Sustainability Performance Simulation of the U.S. Urban Mobility Policies
Abstract
Heavy dependence on personal vehicle usage in the U.S. has made the transportation sector one of the greatest contributors to air pollutant emissions the associated human health concerns. The transportation mode choices of urban commuters play a key role in the evaluation and management of these threats. This study investigates the impacts of autonomous vehicles (AVs) on transportation mode choice and on applicable trends in transportation-related externalities, carbon emissions, and air pollution for the year 2050. To this end, in addition to testing various market penetration scenarios for AVs, this study will analyze common policy applications such as limiting lane-mile increases on roadways (i.e. limiting the expansion projects) and introducing carbon-tax policies to vehicle owners from the year 2025 onward. Demographic parameters and five transportation mode choices for 929 metro/micropolitan areas of the U.S. are processed in simulations of a fractional split multinomial model.
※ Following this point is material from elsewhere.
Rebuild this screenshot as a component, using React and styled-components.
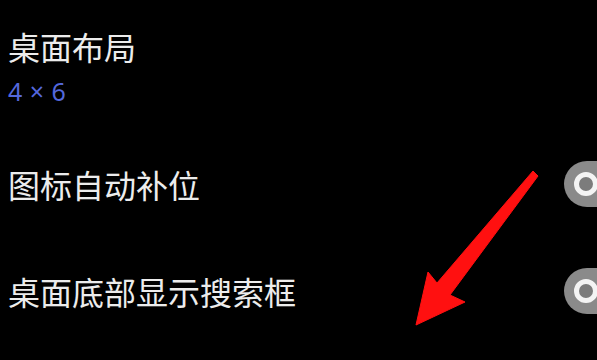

A system dynamics modeling approach is integrated in this study with discrete-event model outcomes as part of a novel hybrid simulation model. The results show that policies such as line-mile increases and carbon taxes have a negligible reduction effect on transportation-related sustainability impacts. On the other hand, the introduction of AVs into the U.S. transportation has significant potential to reduce annual CO₂ emissions compared to any combination of lane-mile and carbon-tax policy scenarios by the year 2050.